I see what you’re getting at, but I don’t think we’d generally accept “people who prefer a particular desktop environment” as a target user base. Our desktop target is really something like “general computer users, with a special but not exclusionary focus on Linux enthusiasts and future possible Linux enthusiasts.” (That’s not official or anything, it’s just kind of where things seem to be practically after 10 years.)
My opinion is that there’s room in that target audience to provide two desktop environments, but not that they are really different cases. Does that make sense?
Totally support! I would love to see Plasma promoted to a full edition instead of a spin. It’s been a release blocker (The only other one besides GNOME, iirc!) for ages, and it richly deserves to be featured more prominently as an honest-to-goodness edition addition. Policy change looks good too!
In short, I am +1 for the proposed change, and add that I like the suggestion of @bcotton.
I am neither +1 nor -1 about the idea of @ngompa because, as he said, it is anyway the Council that makes the decision and derives this decision from the rules, whereas “that a Fedora Edition is not currently serving” can be construed anyway in many directions. I don’t think this part can hinder a new edition if people want it and the Council wants it as well, whereas I thus also agree that the part does not add much value because it is too generic and abstract to cause a real limitation. It is other rules that limit new editions or not. So I’m fine with and without it.

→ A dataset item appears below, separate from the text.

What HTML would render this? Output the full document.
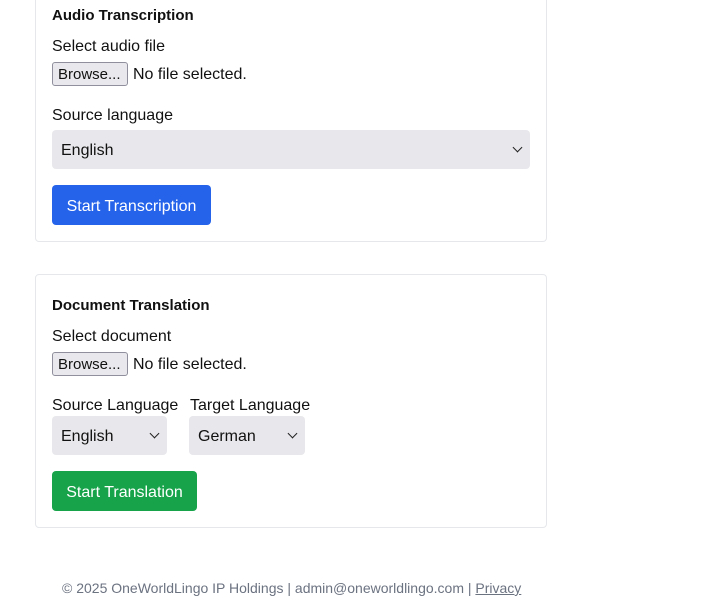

Anyway, I would be happy if that change later facilitates a KDE edition. Thanks to the Council and the KDE SIG for their efforts!
I wonder if in addition to loosening the policy for Edition promotion as per current proposal, there should also be an uncorrelated tightening as well, i.e. requesting for necessary resources to be identified in order to keep the new Edition at the level of expected standards.
There is no win in promoting a spin to Edition status, if that in turn reduces the quality of existing Editions as a result of limited resources being shared among too many projects.
every sitiation has there u and down sides, but in this case i see more ups. Bringing KDE as edition will benefit users and Fedora lot more than just current editions.
As i see this is users an choose oficial edition as they want, Bring more users, Contributers in long run. i Think this is long run benefitical for Fedora as there is 2 difrent DE editions testing can be more resource heavy at first, but lets say example F41 had on gnome where apps didint start, but other hand KDE didint had issues so this will help debugging issues too to narrow down issues is those Gnome or KDE or Fedora side issues
Note that this policy change is not actually intended to block promoting the KDE Desktop Edition. That is not how we discussed it in the Council meeting either. So this is not blocking promotion, but rather changes the way the promotion occurs.
I am in favor of the proposed policy change. I agree that the current policy does not reflect current practice, and have always considered it an unfair impediment to alternative technologies (and in particular alternative desktop environments) to begin with.